The source code to replicate our NeurIPS 2019 paper (arXiv preprint). Demo video
- Install anaconda
- Intsall Mujoco (required mjpro-150)
- Create conda environment containing required packages (e.g., gym):
conda env create -f robustoption20190919.yml
- Replace the original "gym" directory installed in the conda environment with our version (the "gym" directory in our package).
- Install "gym-extensions" in our package.
cd gym_extensions
python setup.py intall
- Edit "main" function in "LearningMoreRobustOption/run_mujodo.py" according to an experiment setup (e.g., task environment and learning method).
For example, if you want to learn options for "HaflCheetah-disc", set the default value of python argument "--env" as :
parser.add_argument('--env', help='environment ID', default='HalfCheetah-Random-Params-discrete-v1')

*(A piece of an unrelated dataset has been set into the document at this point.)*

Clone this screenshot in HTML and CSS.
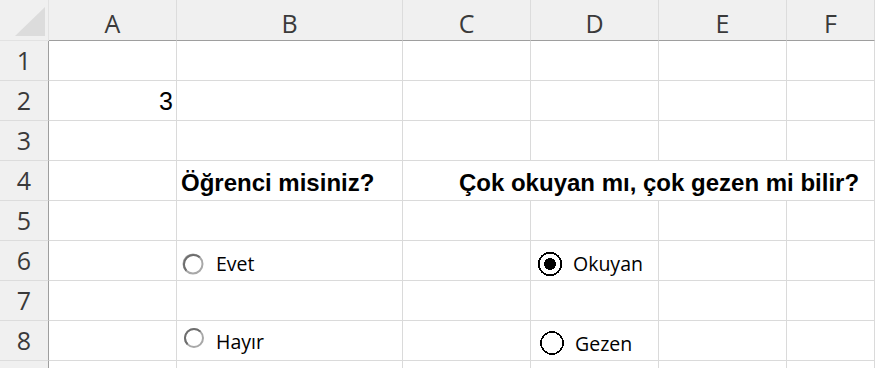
FILE: index.html
```html
<!DOCTYPE html>
<html lang="tr">
<head>
<meta charset="utf-8">
<title>Sheet</title>
<link rel="stylesheet" href="styles.css">
</head>
<body>
<div class="sheet">
  <div class="c corner"><svg class="tri" width="48" height="40" viewBox="0 0 48 40"><polygon points="15,36 45,7 45,36" fill="#dcdcdc"/></svg></div>
  <div class="c ch">A</div>
  <div class="c ch">B</div>
  <div class="c ch">C</div>
  <div class="c ch">D</div>
  <div class="c ch">E</div>
  <div class="c ch">F</div>

  <div class="c rh">1</div><div class="c"></div><div class="c"></div><div class="c"></div><div class="c"></div><div class="c"></div><div class="c"></div>

  <div class="c rh">2</div><div class="c num">3</div><div class="c"></div><div class="c"></div><div class="c"></div><div class="c"></div><div class="c"></div>

  <div class="c rh">3</div><div class="c"></div><div class="c"></div><div class="c"></div><div class="c"></div><div class="c"></div><div class="c"></div>

  <div class="c rh">4</div><div class="c"></div><div class="c title">Öğrenci misiniz?</div><div class="c noright"></div><div class="c title merged"><span>Çok okuyan mı, çok gezen mi bilir?</span></div><div class="c"></div>

  <div class="c rh">5</div><div class="c"></div><div class="c"></div><div class="c"></div><div class="c"></div><div class="c"></div><div class="c"></div>

  <div class="c rh">6</div><div class="c"></div>
  <div class="c opt opt-evet">
    <svg class="radio r-gray" width="24" height="24" viewBox="0 0 24 24"><circle cx="12" cy="12" r="9.5" fill="#fff" stroke="#a8a8a8" stroke-width="2"/><path d="M18.7 5.3A9.5 9.5 0 0 0 5.3 18.7" fill="none" stroke="#6e6e6e" stroke-width="2"/></svg>
    <span class="lbl">Evet</span>
  </div>
  <div class="c"></div>
  <div class="c opt opt-okuyan">
    <svg class="radio r-black" width="26" height="26" viewBox="0 0 26 26" shape-rendering="crispEdges"><circle cx="13" cy="13" r="11.3" fill="#fff" stroke="#000" stroke-width="1.6"/><circle cx="13" cy="13" r="6" fill="#000"/></svg>
    <span class="lbl">Okuyan</span>
  </div>
  <div class="c"></div><div class="c"></div>

  <div class="c rh">7</div><div class="c"></div><div class="c"></div><div class="c"></div><div class="c"></div><div class="c"></div><div class="c"></div>

  <div class="c rh">8</div><div class="c"></div>
  <div class="c opt opt-hayir">
    <svg class="radio r-gray" width="24" height="24" viewBox="0 0 24 24"><circle cx="12" cy="12" r="9" fill="#fff" stroke="#a8a8a8" stroke-width="2"/><path d="M18.4 5.6A9 9 0 0 0 5.6 18.4" fill="none" stroke="#6e6e6e" stroke-width="2"/></svg>
    <span class="lbl">Hayır</span>
  </div>
  <div class="c"></div>
  <div class="c opt opt-gezen">
    <svg class="radio r-black" width="26" height="26" viewBox="0 0 26 26" shape-rendering="crispEdges"><circle cx="13" cy="13" r="11" fill="#fff" stroke="#000" stroke-width="1.6"/></svg>
    <span class="lbl">Gezen</span>
  </div>
  <div class="c"></div><div class="c"></div>

  <div class="c rh"></div><div class="c"></div><div class="c"></div><div class="c"></div><div class="c"></div><div class="c"></div><div class="c"></div>
</div>
</body>
</html>
```

FILE: styles.css
```css
html, body {
  margin: 0;
  padding: 0;
  background: #ffffff;
  overflow: hidden;
}

.sheet {
  display: grid;
  grid-template-columns: 49px 128px 226px 128px 128px 128px 1fr;
  grid-template-rows: 41px repeat(9, 40px);
  width: 875px;
  height: 368px;
  overflow: hidden;
  font-family: "Open Sans", "Noto Sans", sans-serif;
}

.c {
  box-sizing: border-box;
  border-right: 1px solid #dadada;
  border-bottom: 1px solid #dadada;
  display: flex;
  min-width: 0;
  white-space: nowrap;
}

.corner {
  background: #f0f0f0;
  border-right-color: #e2e2e2;
  border-bottom-color: #e2e2e2;
}

.tri {
  display: block;
}

.ch {
  background: #f0f0f0;
  border-right-color: #dcdcdc;
  border-bottom-color: #9e9e9e;
  justify-content: center;
  align-items: flex-end;
  padding-bottom: 4px;
  font-size: 25px;
  line-height: 25px;
  color: #3a3a3a;
}

.rh {
  background: #f0f0f0;
  border-right-color: #9e9e9e;
  border-bottom-color: #dcdcdc;
  justify-content: center;
  align-items: flex-end;
  padding-bottom: 7px;
  font-size: 25px;
  line-height: 25px;
  color: #3a3a3a;
}

.num {
  justify-content: flex-end;
  align-items: flex-end;
  padding-right: 3px;
  padding-bottom: 6px;
  font-family: "Liberation Sans", Arial, sans-serif;
  font-size: 25px;
  line-height: 25px;
  color: #000;
}

.title {
  align-items: flex-end;
  padding-left: 4px;
  padding-bottom: 5px;
  font-family: "Liberation Sans", Arial, sans-serif;
  font-weight: bold;
  font-size: 24px;
  line-height: 24px;
  color: #000;
}

.noright {
  border-right: none;
}

.merged {
  grid-column: span 2;
  justify-content: center;
  padding-left: 0;
  border-right: none;
  overflow: visible;
}

.opt {
  align-items: center;
  align-self: start;
  height: 40px;
}

.lbl {
  font-family: "Open Sans", "Noto Sans", sans-serif;
  font-size: 19.5px;
  line-height: 24px;
  color: #000;
}

.radio {
  display: block;
  flex: none;
}

.opt-evet {
  align-items: flex-start;
  padding-top: 11px;
  padding-left: 4px;
  gap: 11px;
}

.opt-okuyan {
  align-items: flex-start;
  padding-top: 10px;
  padding-left: 6px;
  gap: 10px;
}

.opt-okuyan .lbl {
  margin-top: 1px;
}

.opt-hayir {
  align-items: flex-start;
  padding-top: 5px;
  padding-left: 5px;
  gap: 10px;
}

.opt-hayir .lbl {
  margin-top: 4px;
}

.opt-gezen {
  align-items: flex-start;
  padding-top: 9px;
  padding-left: 8px;
  gap: 10px;
}

.opt-gezen .lbl {
  margin-top: 2px;
}
```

You can select an option learning method by editing the default value of the python argument "--method." For example, if you want to use OC3, edit the source code as :
parser.add_argument('--method', help='Method name:' + str(METHODS), type=str, default="CVaR")
- Run a script to conduct option learning:
sh runexp.sh
- Run a script to select learned options to be tested:
python GeneratebestpolTextMaxAverageReturnwithCVaRThreth.py
or
python GeneratebestpolTextMaxAverageReturn.py
- Run a script to conduct test:
sh run_test_w_best_cvar_pol.sh
- Run a result summarizer.
You can obtain the summary of CVaR scores as
python EvalAverageCVaR.py
and the summary of average return as
python EvalAverageReturn.py
** This repository is based on PPOC, gym, and gym extensions. **
Keep refactoring the source codes.